◆ Raw data ◆
....................

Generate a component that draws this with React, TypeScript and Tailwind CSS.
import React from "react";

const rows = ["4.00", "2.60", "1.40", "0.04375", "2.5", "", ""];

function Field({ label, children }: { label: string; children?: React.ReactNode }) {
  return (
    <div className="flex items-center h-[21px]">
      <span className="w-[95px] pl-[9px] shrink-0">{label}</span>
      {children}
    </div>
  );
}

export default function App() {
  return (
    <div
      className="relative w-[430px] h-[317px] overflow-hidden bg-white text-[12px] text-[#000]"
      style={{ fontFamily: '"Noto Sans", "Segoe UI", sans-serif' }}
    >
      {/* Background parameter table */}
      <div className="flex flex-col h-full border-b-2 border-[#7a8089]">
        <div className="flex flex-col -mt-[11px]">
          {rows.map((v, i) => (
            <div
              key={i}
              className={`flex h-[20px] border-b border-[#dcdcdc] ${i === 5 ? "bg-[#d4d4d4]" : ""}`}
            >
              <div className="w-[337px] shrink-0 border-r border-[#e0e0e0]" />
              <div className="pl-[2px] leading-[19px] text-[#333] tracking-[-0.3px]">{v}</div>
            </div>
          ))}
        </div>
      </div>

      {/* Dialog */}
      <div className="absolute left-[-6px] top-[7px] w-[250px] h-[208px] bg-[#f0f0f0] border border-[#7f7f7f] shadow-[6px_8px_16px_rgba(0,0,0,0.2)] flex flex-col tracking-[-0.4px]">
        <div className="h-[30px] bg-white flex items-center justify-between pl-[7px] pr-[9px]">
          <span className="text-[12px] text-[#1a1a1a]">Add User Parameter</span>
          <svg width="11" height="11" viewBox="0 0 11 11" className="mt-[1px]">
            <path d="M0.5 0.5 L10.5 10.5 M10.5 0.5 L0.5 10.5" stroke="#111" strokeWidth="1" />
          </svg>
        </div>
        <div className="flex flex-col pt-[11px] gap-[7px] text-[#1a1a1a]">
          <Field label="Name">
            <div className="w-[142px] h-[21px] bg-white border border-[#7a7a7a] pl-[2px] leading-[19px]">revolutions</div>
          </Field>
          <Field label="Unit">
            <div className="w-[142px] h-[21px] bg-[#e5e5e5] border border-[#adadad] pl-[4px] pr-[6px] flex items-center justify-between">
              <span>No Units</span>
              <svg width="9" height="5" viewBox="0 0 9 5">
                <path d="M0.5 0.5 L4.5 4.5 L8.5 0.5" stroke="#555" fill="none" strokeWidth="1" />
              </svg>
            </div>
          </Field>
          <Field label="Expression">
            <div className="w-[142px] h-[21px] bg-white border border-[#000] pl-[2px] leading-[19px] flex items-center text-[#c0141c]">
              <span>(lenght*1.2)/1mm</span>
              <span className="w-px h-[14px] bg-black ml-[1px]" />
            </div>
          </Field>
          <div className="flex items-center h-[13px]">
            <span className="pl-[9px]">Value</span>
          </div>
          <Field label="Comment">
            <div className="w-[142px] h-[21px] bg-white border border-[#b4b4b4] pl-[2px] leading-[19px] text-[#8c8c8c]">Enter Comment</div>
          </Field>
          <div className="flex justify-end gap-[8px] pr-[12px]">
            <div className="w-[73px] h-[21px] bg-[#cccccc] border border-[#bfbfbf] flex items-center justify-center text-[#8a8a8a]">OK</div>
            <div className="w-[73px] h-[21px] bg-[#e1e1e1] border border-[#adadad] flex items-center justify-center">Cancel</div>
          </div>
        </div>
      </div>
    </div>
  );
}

....................

◆ What is required ◆
Make an exact copy of the listing, including every line.

◆ Written solution ◆
Generate a component that draws this with React, TypeScript and Tailwind CSS.
import React from "react";

const rows = ["4.00", "2.60", "1.40", "0.04375", "2.5", "", ""];

function Field({ label, children }: { label: string; children?: React.ReactNode }) {
  return (
    <div className="flex items-center h-[21px]">
      <span className="w-[95px] pl-[9px] shrink-0">{label}</span>
      {children}
    </div>
  );
}

export default function App() {
  return (
    <div
      className="relative w-[430px] h-[317px] overflow-hidden bg-white text-[12px] text-[#000]"
      style={{ fontFamily: '"Noto Sans", "Segoe UI", sans-serif' }}
    >
      {/* Background parameter table */}
      <div className="flex flex-col h-full border-b-2 border-[#7a8089]">
        <div className="flex flex-col -mt-[11px]">
          {rows.map((v, i) => (
            <div
              key={i}
              className={`flex h-[20px] border-b border-[#dcdcdc] ${i === 5 ? "bg-[#d4d4d4]" : ""}`}
            >
              <div className="w-[337px] shrink-0 border-r border-[#e0e0e0]" />
              <div className="pl-[2px] leading-[19px] text-[#333] tracking-[-0.3px]">{v}</div>
            </div>
          ))}
        </div>
      </div>

      {/* Dialog */}
      <div className="absolute left-[-6px] top-[7px] w-[250px] h-[208px] bg-[#f0f0f0] border border-[#7f7f7f] shadow-[6px_8px_16px_rgba(0,0,0,0.2)] flex flex-col tracking-[-0.4px]">
        <div className="h-[30px] bg-white flex items-center justify-between pl-[7px] pr-[9px]">
          <span className="text-[12px] text-[#1a1a1a]">Add User Parameter</span>
          <svg width="11" height="11" viewBox="0 0 11 11" className="mt-[1px]">
            <path d="M0.5 0.5 L10.5 10.5 M10.5 0.5 L0.5 10.5" stroke="#111" strokeWidth="1" />
          </svg>
        </div>
        <div className="flex flex-col pt-[11px] gap-[7px] text-[#1a1a1a]">
          <Field label="Name">
            <div className="w-[142px] h-[21px] bg-white border border-[#7a7a7a] pl-[2px] leading-[19px]">revolutions</div>
          </Field>
          <Field label="Unit">
            <div className="w-[142px] h-[21px] bg-[#e5e5e5] border border-[#adadad] pl-[4px] pr-[6px] flex items-center justify-between">
              <span>No Units</span>
              <svg width="9" height="5" viewBox="0 0 9 5">
                <path d="M0.5 0.5 L4.5 4.5 L8.5 0.5" stroke="#555" fill="none" strokeWidth="1" />
              </svg>
            </div>
          </Field>
          <Field label="Expression">
            <div className="w-[142px] h-[21px] bg-white border border-[#000] pl-[2px] leading-[19px] flex items-center text-[#c0141c]">
              <span>(lenght*1.2)/1mm</span>
              <span className="w-px h-[14px] bg-black ml-[1px]" />
            </div>
          </Field>
          <div className="flex items-center h-[13px]">
            <span className="pl-[9px]">Value</span>
          </div>
          <Field label="Comment">
            <div className="w-[142px] h-[21px] bg-white border border-[#b4b4b4] pl-[2px] leading-[19px] text-[#8c8c8c]">Enter Comment</div>
          </Field>
          <div className="flex justify-end gap-[8px] pr-[12px]">
            <div className="w-[73px] h-[21px] bg-[#cccccc] border border-[#bfbfbf] flex items-center justify-center text-[#8a8a8a]">OK</div>
            <div className="w-[73px] h-[21px] bg-[#e1e1e1] border border-[#adadad] flex items-center justify-center">Cancel</div>
          </div>
        </div>
      </div>
    </div>
  );
}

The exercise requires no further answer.